What I learned from the resources on YouTube, and the book by Bessel A van der Kolk, The Body Keeps the Score, is that trauma causes a fight or flight reaction in the body, which never goes away unless it is actively healed. The tension established in the body, brain and psyche at the time of the trauma stays there, causing problems in the long term. Essentially, in order to heal, the person needs to feel completely grounded again, so that the body has time to relax out the tension and come back into equilibrium. That involves finding an environment that generates in the person a feeling of being 100 percent safe. With this knowledge, I began looking around me for the things that leave me feeling safe. Suddenly, I saw them everywhere, and I realised that, unconsciously, I had been creating havens for myself in order to heal from the trauma. For example, I saw that I live in the country, in a house surrounded by trees. I can’t see the road, neighbours are hundreds of metres away, and the sheep graze in little paddocks near to the house, and the lawns are covered with our delightful hens. I always used to joke that the hens were my new Baha’i community, and that unlike the real Baha’i community, the hens gave me joy, kindness and family. Now, I see that my joke was right on the mark. The hens have played a big role in my healing, because they have been a safe little group that I could belong to. Another haven that I have created for myself is my office in the house, where I spend large chunks of time. Another haven has been Netflix, where I can travel to other lands in safety.

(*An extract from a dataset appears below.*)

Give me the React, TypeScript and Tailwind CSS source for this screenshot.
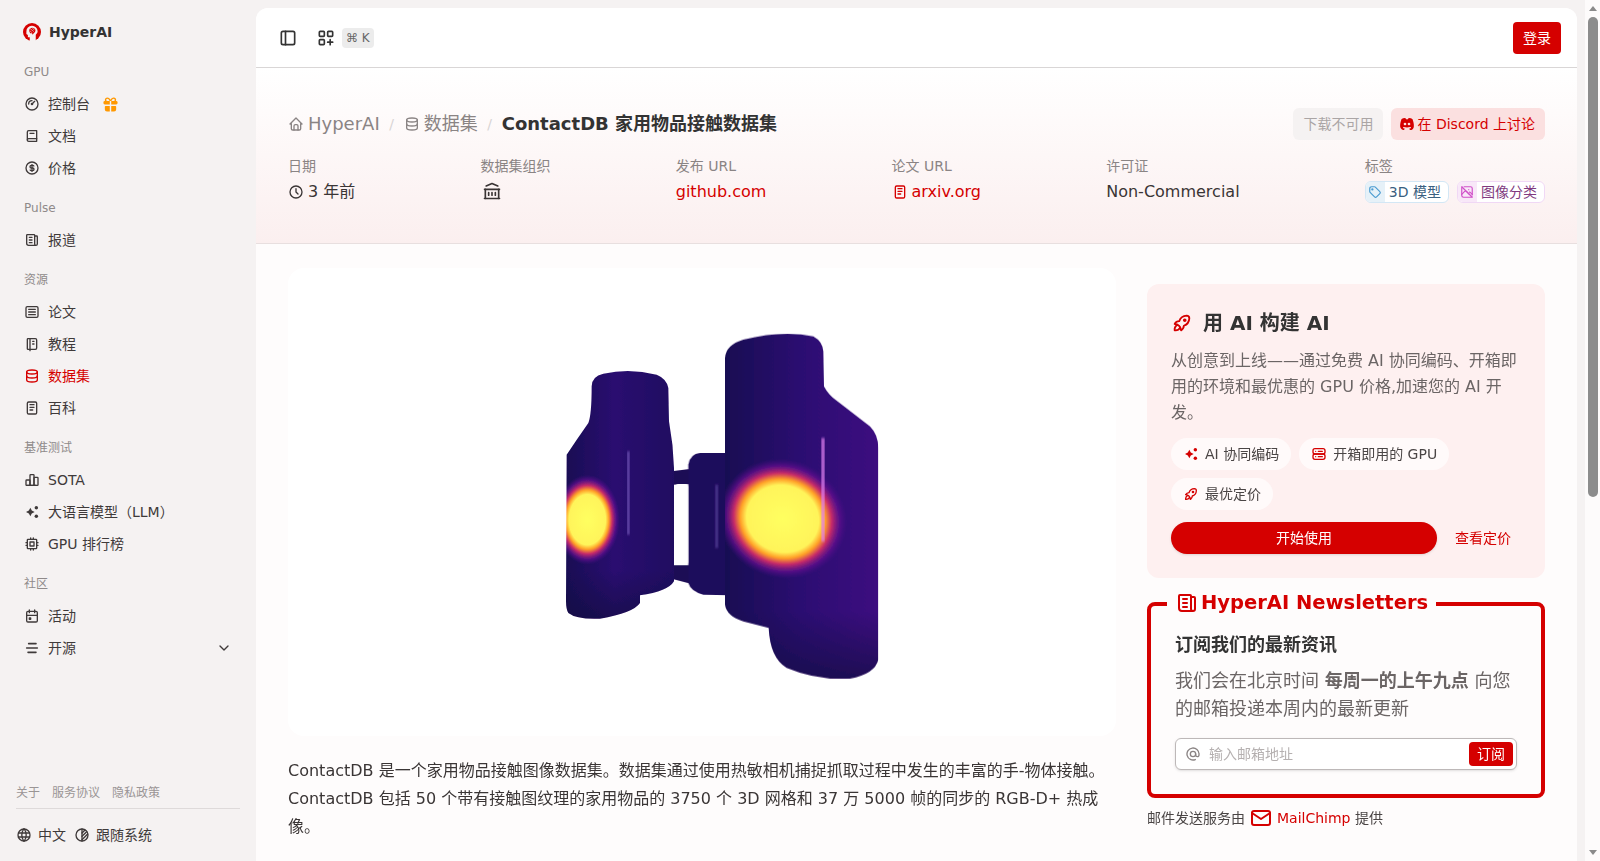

But the trauma is in the mind too, and that is where Baha’u’llah comes in, although I have Baha’u’llah to thank for giving me the external havens I have just described. Now I see with new eyes the Arabic hidden words in which Baha’u’llah promises safety to those who enter his castle.
“Awakened child, my love is my castle. The one who has entered it has escaped and is safe, and the one who has declined has gone astray and perished.” (No 9)
“Child of self-expression, my castle is you! Move into it so that you may be safe and sound. My love is in you. Get to know it as a part of you so that you can find me close at hand.” (No 10)
Arabic hidden words nos 9 and 10 (my translations)
I see now that Baha’u’llah is directly addressing the issue of trauma and suffering. God bless Baha’u’llah – he doesn’t say anything like what the world says to those who are broken: “toughen up”, “you are mentally ill”, “you deserved it”, “you are a covenant breaker”, “I can’t associate with you, sorry”, or, just in the past week, “you are in serious error” and on and on it goes. Baha’u’llah says something like “yes, the world is a hostile place, but I offer you permanent and complete safety. Come and join me in my castle. I’ve made it easy by placing the castle within you.” This is when I know for sure that the unkind things Baha’is say to me, which they think will please Baha’u’llah, are miles from where he is. He is with the broken people, which is why he says that “tribulation is a horizon to my revelation”. You have to suffer to find him.
“Say: Tribulation is a horizon unto My Revelation. The daystar of grace shineth above it, and sheddeth a light which neither the clouds of men’s idle fancy nor the vain imaginations of the aggressor can obscure.”